西の魔女が死んだ。
享年76歳。
良く言えば天真爛漫、無邪気、
逆ならば 自己中心、超我儘。
楽しい思い出は一つもない。思い出されるのは苦しくて、悲しくて、辛くて、悔しい気持ち。
この20年間、彼女が友人と遊びに出掛けたことも、誰かがお見舞いに来たことも無かった。
いつも文句と不満を撒き散らし、犬と戯れるか、病院に行くか、の生活。
生き様は歳を取れば取るほど現れる。
葬式は身内だけだった。
最後までヘルパーさんに文句を言い、顔を見ただけで気に入らないと交代させ、食事もマヨネーズの味が違うと罵り、部屋も何度も変えたとか。
脳梗塞で倒れるまで夫をこき使い、それでもまだ触るな、やり方が悪いと不平ばかりだったとも。
笑いながら話す義父。
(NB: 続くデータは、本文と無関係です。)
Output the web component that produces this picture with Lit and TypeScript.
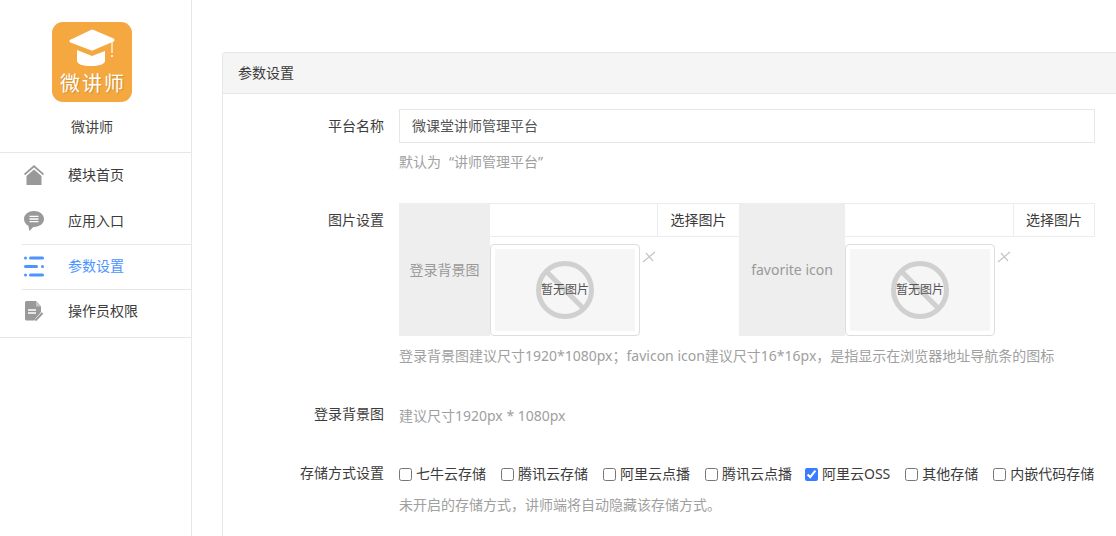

でも最後まで看取った。
私も散々苦しめられたが、魔女は自分を貫いた。
兎に角自分が一番で、楽しくなくちゃ駄目。
周りに嫌われようと、お構い無し。
でも、言葉と裏腹な事はしなかった。
それだけはわかる。
私に何が出来たのだろう。
近づくと、また勘違いするかも、また苦しめられるかも、と思うと距離を置いていた。
魔女の従姉妹にあたる人が私に言った。
彼女とはね、そりゃ何度も喧嘩したし、嫌な事言われてずっと距離を置いた時期も沢山有ったの。
でも、私の方が強情だったかもしれない。
いつも決まって彼女から電話かかってきたの。
今何してるん?って、何にも無かったみたいに。
私にはその発想は無かった。
一度、言い争いをしてからは二度とこんな思いはしたく無いとうわべだけの付き合いに徹してきたけど、もう少し、もう何度か、楽しい思い出を作ってあげたら良かったかもと、思った。
もう遅いけど。死んでしまったのだから。
でも孝行出来なかったのはやはり魔女自身の振舞い、生き様の結果なのかも。
自分のした事は自分に返ってくる。
我が身にも勉強になった。
さようなら。あの世で楽しめるといいね。